Os Cypherpunks alertam ainda para o perigo de vivermos numa sociedade de hardwares e softwares proprietários, de código fechado, pois compramos produtos em que temos licença apenas para uso e não para alteração. Por isso as empresas se profissionalizam em tornar pouco acessível o modo como funcionam os mecanismos de seus aparelhos, e isso é perigoso pois assim elas podem deixar brechas voluntárias para ter acesso a nossas informações e por não termos acesso ao seu modo de funcionamento não podemos nos defender. O usuário deve ter o direito de poder entender como funciona cada parte do aparelho ou software que possui, e mais, modificá-lo para melhor desempenhar certas funções.
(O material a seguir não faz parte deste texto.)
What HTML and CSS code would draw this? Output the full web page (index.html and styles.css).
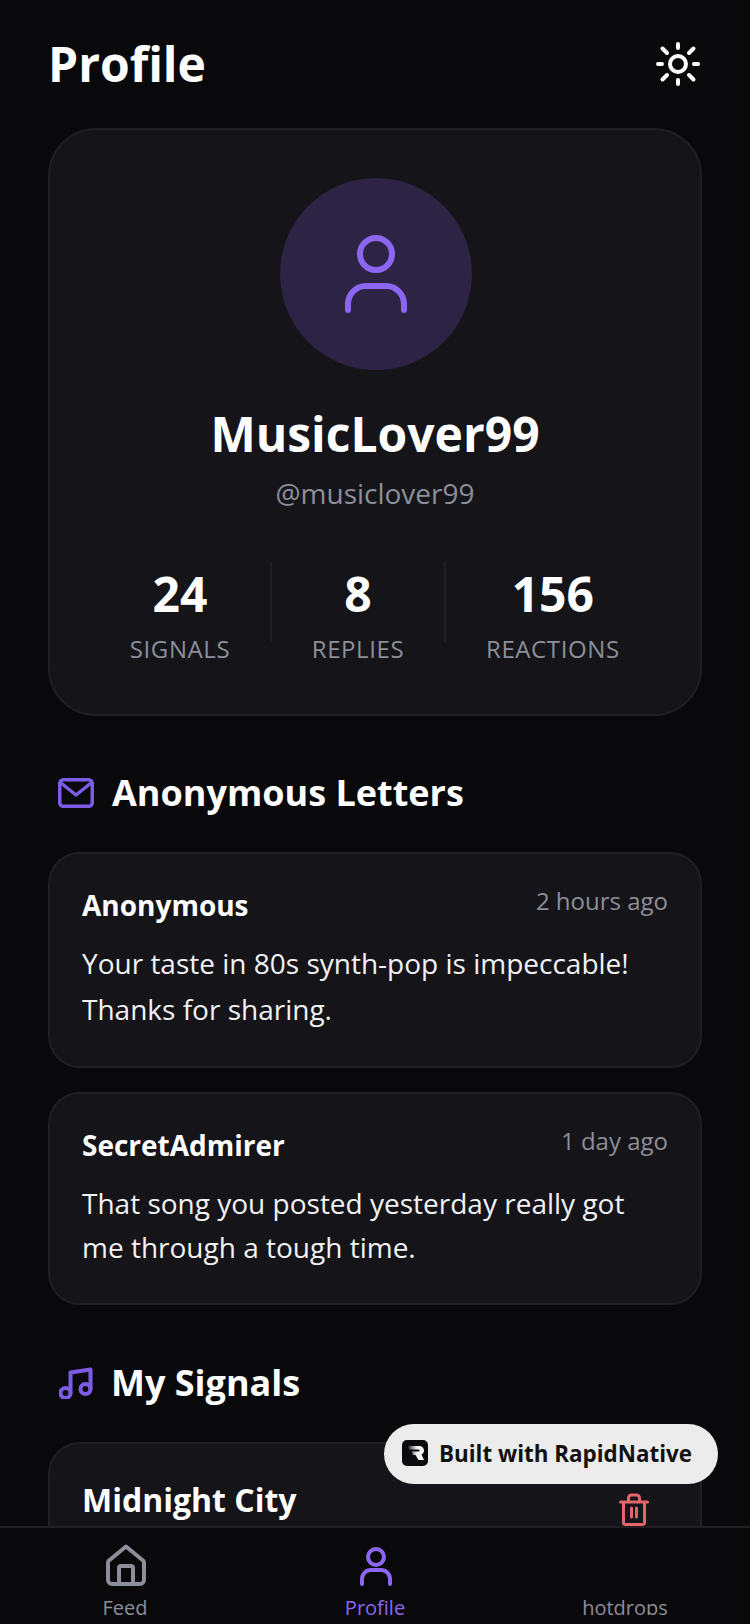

Para os Cypherpunks, há uma guerra sendo travada dia e noite, se um dia houver um vencedor nesta disputa entre o Estado e as empresas de comunicação, o prêmio será o acesso livre a todos os nossos dados de telefonia e internet. Daí em diante, com uma espécie de monopólio em mãos, apenas alguns poucos especialistas em criptografia estarão livres da subjugação das autoridades.
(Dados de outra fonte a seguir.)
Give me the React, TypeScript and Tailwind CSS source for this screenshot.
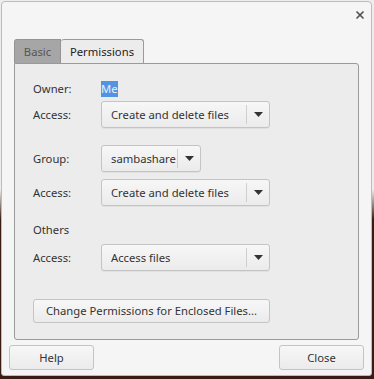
import { X } from 'lucide-react'

function Combo({ label, width }: { label: string; width: string }) {
  return (
    <div
      className={`flex h-[27px] ${width} items-center rounded-[3px] border border-[#c4c4c4] bg-gradient-to-b from-[#f7f7f7] to-[#ebebeb] shadow-[0_1px_0_rgba(0,0,0,0.05)]`}
    >
      <span className="flex-1 whitespace-nowrap pl-[9px] text-[#333]">{label}</span>
      <span className="h-[19px] w-px bg-[#cfcfcf]" />
      <span className="flex w-[22px] justify-center">
        <svg width="9" height="5" viewBox="0 0 9 5">
          <path d="M0 0h9L4.5 5z" fill="#333" />
        </svg>
      </span>
    </div>
  )
}

function Row({ label, children }: { label: string; children: React.ReactNode }) {
  return (
    <div className="flex items-center">
      <span className="w-[68px] text-[#333]">{label}</span>
      {children}
    </div>
  )
}

export default function App() {
  return (
    <div
      className="h-[379px] w-[374px] bg-[linear-gradient(to_bottom,#ededed_0%,#ededed_50%,#3a1c12_58%,#3a1c12_100%)] pl-px pt-px pr-[2px] pb-[3px]"
      style={{ fontFamily: '"Noto Sans", "Open Sans", sans-serif' }}
    >
      <div className="flex h-full flex-col rounded-t-[4px] rounded-b-[3px] border border-[#bcbcbc] bg-[#f5f5f5] text-[11.25px] leading-[16px]">
        {/* title bar */}
        <div className="flex h-[37px] items-start justify-end pr-[5px] pt-[7px]">
          <X className="h-[12px] w-[12px] text-[#555]" strokeWidth={3.5} />
        </div>

        {/* tabs */}
        <div className="flex pl-[12px]">
          <div className="flex h-[24px] w-[47px] items-center justify-center rounded-tl-[3px] border border-b-0 border-[#949494] bg-[#a6a6a6] text-[#555]">
            Basic
          </div>
          <div className="-mb-px flex h-[25px] w-[83px] items-center justify-center rounded-t-[3px] border border-b-0 border-l-0 border-[#9a9a9a] bg-[#ececec] text-[#222]">
            Permissions
          </div>
        </div>

        {/* page */}
        <div className="mx-[12px] flex h-[277px] flex-col rounded-b-[3px] rounded-tr-[3px] border border-[#9a9a9a] bg-[#ececec] pl-[18px] pt-[17px]">
          <Row label="Owner:">
            <span className="bg-[#5294e2] text-[#e8f1fc]">Me</span>
          </Row>
          <div className="mt-[4px]">
            <Row label="Access:">
              <Combo label="Create and delete files" width="w-[169px]" />
            </Row>
          </div>
          <div className="mt-[17px]">
            <Row label="Group:">
              <Combo label="sambashare" width="w-[100px]" />
            </Row>
          </div>
          <div className="mt-[7px]">
            <Row label="Access:">
              <Combo label="Create and delete files" width="w-[169px]" />
            </Row>
          </div>
          <div className="mt-[16px] text-[#333]">Others</div>
          <div className="mt-[6px]">
            <Row label="Access:">
              <Combo label="Access files" width="w-[169px]" />
            </Row>
          </div>
          <button className="mt-[28px] flex h-[24px] w-[237px] items-center justify-center rounded-[3px] border border-[#c4c4c4] bg-gradient-to-b from-[#f7f7f7] to-[#ebebeb] text-[#333]">
            Change Permissions for Enclosed Files...
          </button>
        </div>

        {/* buttons */}
        <div className="mt-[5px] flex justify-between px-[7px]">
          <button className="h-[25px] w-[85px] rounded-[3px] border border-[#c4c4c4] bg-gradient-to-b from-[#f7f7f7] to-[#ebebeb] text-[#333]">
            Help
          </button>
          <button className="h-[25px] w-[85px] rounded-[3px] border border-[#c4c4c4] bg-gradient-to-b from-[#f7f7f7] to-[#ebebeb] text-[#333]">
            Close
          </button>
        </div>
      </div>
    </div>
  )
}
Segundo Julian Assange, na qual talvez seja a parte mais importante do livro (p. 128):
“Minha experiência é que no Ocidente a coisa é muito mais sofisticada em termos de número de camadas de desonestidade e obscurecimento sobre o que está realmente acontecendo. Essas camadas existem para poder negar que a censura está sendo realizada. Podemos pensar na censura como uma pirâmide. É só a ponta dela que aparece na areia, e isso é proposital. A ponta é pública – calúnias, assassinatos de jornalistas, câmeras sendo apreendidas pelos militares e assim por diante –, é uma censura publicamente declarada. Mas esse é o menor componente. Abaixo da ponta, na camada seguinte, estão todas as pessoas que não querem estar na ponta, que se envolvem na autocensura para não acabar lá. Na camada subsequente estão todas as formas de aliciamento econômico ou clientelista que são direcionadas às pessoas para que elas escrevam isso ou aquilo. A próxima camada é da economia pura – sobre o que vale economicamente a pena escrever, mesmo se não incluirmos os fatores econômicos das camadas anteriores da pirâmide. Então vem a camada em que está o preconceito dos leitores, que têm um nível de instrução limitado e que, por um lado, são fáceis de manipular com informações falsas e, por outro, não têm condições de entender verdades sofisticadas. A última camada é da distribuição – algumas pessoas simplesmente não têm acesso a informações em uma determinada língua, por exemplo. Então essa seria a pirâmide da censura…”
O que fazer? “A força de praticamente todas as autoridades modernas provém da violência ou da ameaça de violência. É preciso reconhecer que, com a criptografia, nem toda a violência do mundo poderá resolver uma equação matemática” (p. 80).
A criptografia permitiria criar novos espaços fechados em relação aos Estados, regiões livres das forças repressoras do Estado externo, sendo que a tarefa estatal de perseguir quem usa criptografia nesses lugares fechados demandaria recursos infinitos. Há alguns tipos de criptografia que seriam difíceis até mesmo para a NSA quebrar.
Segundo Assange: “Se todas as informações coletadas sobre o mundo fossem divulgadas ao público, isso poderia reequilibrar a dinâmica de poder e permitir que nós, membros de uma civilização global, tenhamos o poder de decidir nosso próprio destino” (p. 156).